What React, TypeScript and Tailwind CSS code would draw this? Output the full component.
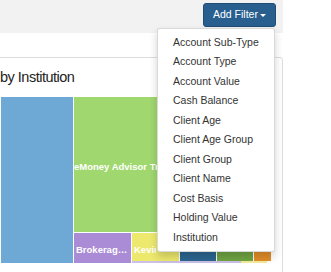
import React from "react";

const filters = [
  "Account Sub-Type",
  "Account Type",
  "Account Value",
  "Cash Balance",
  "Client Age",
  "Client Age Group",
  "Client Group",
  "Client Name",
  "Cost Basis",
  "Holding Value",
  "Institution",
];

function Treemap() {
  return (
    <div className="flex h-[166px] w-[270px] gap-px bg-white">
      <div className="w-[72px] bg-[#6ea9d6]" />
      <div className="flex flex-1 flex-col gap-px">
        {/* big green cell, label runs under the open menu */}
        <div className="flex h-[135px] items-center bg-[#a0d76e]">
          <div className="w-[84px] overflow-hidden">
            <span className="whitespace-nowrap text-[9.5px] font-bold text-white">
              eMoney Advisor Trust
            </span>
          </div>
        </div>
        <div className="flex h-[30px] gap-px">
          <div className="w-[57px] overflow-hidden bg-[#a98cd5] pl-[2px] pt-[3px]">
            <span className="whitespace-nowrap text-[9.5px] font-bold text-white">Brokerag…</span>
          </div>
          <div className="flex flex-1 flex-col">
            <div className="flex h-[28px] gap-px">
              <div className="w-[47px] bg-[#ede96e] pl-[2px] pt-[3px]">
                <div className="w-[22px] overflow-hidden">
                  <span className="whitespace-nowrap text-[9.5px] font-bold text-white">Kevin…</span>
                </div>
              </div>
              <div className="w-[36px] bg-[#2d6792]" />
              <div className="w-[36px] bg-[#71a542]" />
              <div className="w-[17px] bg-[#e38e29]" />
            </div>
            <div className="flex h-[2px]">
              <div className="w-[109px] bg-[#cbc1e8]" />
              <div className="w-[26px] bg-[#f6ec9c]" />
            </div>
          </div>
        </div>
      </div>
    </div>
  );
}

export default function App() {
  return (
    <div
      className="relative h-[272px] w-[331px] overflow-hidden bg-white text-[#333]"
      style={{ fontFamily: '"Liberation Sans", Arial, sans-serif' }}
    >
      {/* toolbar */}
      <div className="flex h-[33px] w-[283px] items-start justify-end bg-[#f2f2f2] pr-[7px] pt-[3px]">
        <button className="flex h-[24px] w-[73px] items-center rounded-[3px] border border-[#204d74] bg-[#285f8f] pl-[9px] text-[10.5px] text-white">
          Add Filter
          <span className="ml-[2px] h-0 w-0 border-x-[3px] border-t-[3.5px] border-x-transparent border-t-white" />
        </button>
      </div>

      {/* panel */}
      <div className="-ml-[10px] mt-[24px] w-[293px] rounded-tr-[3px] border border-[#ddd] pl-[10px]">
        <div className="flex h-[39px] items-center">
          <h3 className="-ml-[1px] whitespace-nowrap text-[14.5px] tracking-[-0.5px] text-[#222]">
            by Institution
          </h3>
        </div>
        <Treemap />
        <div className="h-[20px]" />
      </div>

      {/* dropdown menu */}
      <ul className="absolute left-[157px] top-[28px] w-[118px] rounded-[3px] border border-black/15 bg-white py-[3.75px] shadow-[0_4.5px_9px_rgba(0,0,0,0.175)]">
        {filters.map((f) => (
          <li key={f} className="flex h-[19.5px] items-center whitespace-nowrap pl-[15px] text-[10.5px] text-[#333]">
            {f}
          </li>
        ))}
      </ul>
    </div>
  );
}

··········

Omit the pictures, and quote the material above exactly as given.

● Result:
What React, TypeScript and Tailwind CSS code would draw this? Output the full component.
import React from "react";

const filters = [
  "Account Sub-Type",
  "Account Type",
  "Account Value",
  "Cash Balance",
  "Client Age",
  "Client Age Group",
  "Client Group",
  "Client Name",
  "Cost Basis",
  "Holding Value",
  "Institution",
];

function Treemap() {
  return (
    <div className="flex h-[166px] w-[270px] gap-px bg-white">
      <div className="w-[72px] bg-[#6ea9d6]" />
      <div className="flex flex-1 flex-col gap-px">
        {/* big green cell, label runs under the open menu */}
        <div className="flex h-[135px] items-center bg-[#a0d76e]">
          <div className="w-[84px] overflow-hidden">
            <span className="whitespace-nowrap text-[9.5px] font-bold text-white">
              eMoney Advisor Trust
            </span>
          </div>
        </div>
        <div className="flex h-[30px] gap-px">
          <div className="w-[57px] overflow-hidden bg-[#a98cd5] pl-[2px] pt-[3px]">
            <span className="whitespace-nowrap text-[9.5px] font-bold text-white">Brokerag…</span>
          </div>
          <div className="flex flex-1 flex-col">
            <div className="flex h-[28px] gap-px">
              <div className="w-[47px] bg-[#ede96e] pl-[2px] pt-[3px]">
                <div className="w-[22px] overflow-hidden">
                  <span className="whitespace-nowrap text-[9.5px] font-bold text-white">Kevin…</span>
                </div>
              </div>
              <div className="w-[36px] bg-[#2d6792]" />
              <div className="w-[36px] bg-[#71a542]" />
              <div className="w-[17px] bg-[#e38e29]" />
            </div>
            <div className="flex h-[2px]">
              <div className="w-[109px] bg-[#cbc1e8]" />
              <div className="w-[26px] bg-[#f6ec9c]" />
            </div>
          </div>
        </div>
      </div>
    </div>
  );
}

export default function App() {
  return (
    <div
      className="relative h-[272px] w-[331px] overflow-hidden bg-white text-[#333]"
      style={{ fontFamily: '"Liberation Sans", Arial, sans-serif' }}
    >
      {/* toolbar */}
      <div className="flex h-[33px] w-[283px] items-start justify-end bg-[#f2f2f2] pr-[7px] pt-[3px]">
        <button className="flex h-[24px] w-[73px] items-center rounded-[3px] border border-[#204d74] bg-[#285f8f] pl-[9px] text-[10.5px] text-white">
          Add Filter
          <span className="ml-[2px] h-0 w-0 border-x-[3px] border-t-[3.5px] border-x-transparent border-t-white" />
        </button>
      </div>

      {/* panel */}
      <div className="-ml-[10px] mt-[24px] w-[293px] rounded-tr-[3px] border border-[#ddd] pl-[10px]">
        <div className="flex h-[39px] items-center">
          <h3 className="-ml-[1px] whitespace-nowrap text-[14.5px] tracking-[-0.5px] text-[#222]">
            by Institution
          </h3>
        </div>
        <Treemap />
        <div className="h-[20px]" />
      </div>

      {/* dropdown menu */}
      <ul className="absolute left-[157px] top-[28px] w-[118px] rounded-[3px] border border-black/15 bg-white py-[3.75px] shadow-[0_4.5px_9px_rgba(0,0,0,0.175)]">
        {filters.map((f) => (
          <li key={f} className="flex h-[19.5px] items-center whitespace-nowrap pl-[15px] text-[10.5px] text-[#333]">
            {f}
          </li>
        ))}
      </ul>
    </div>
  );
}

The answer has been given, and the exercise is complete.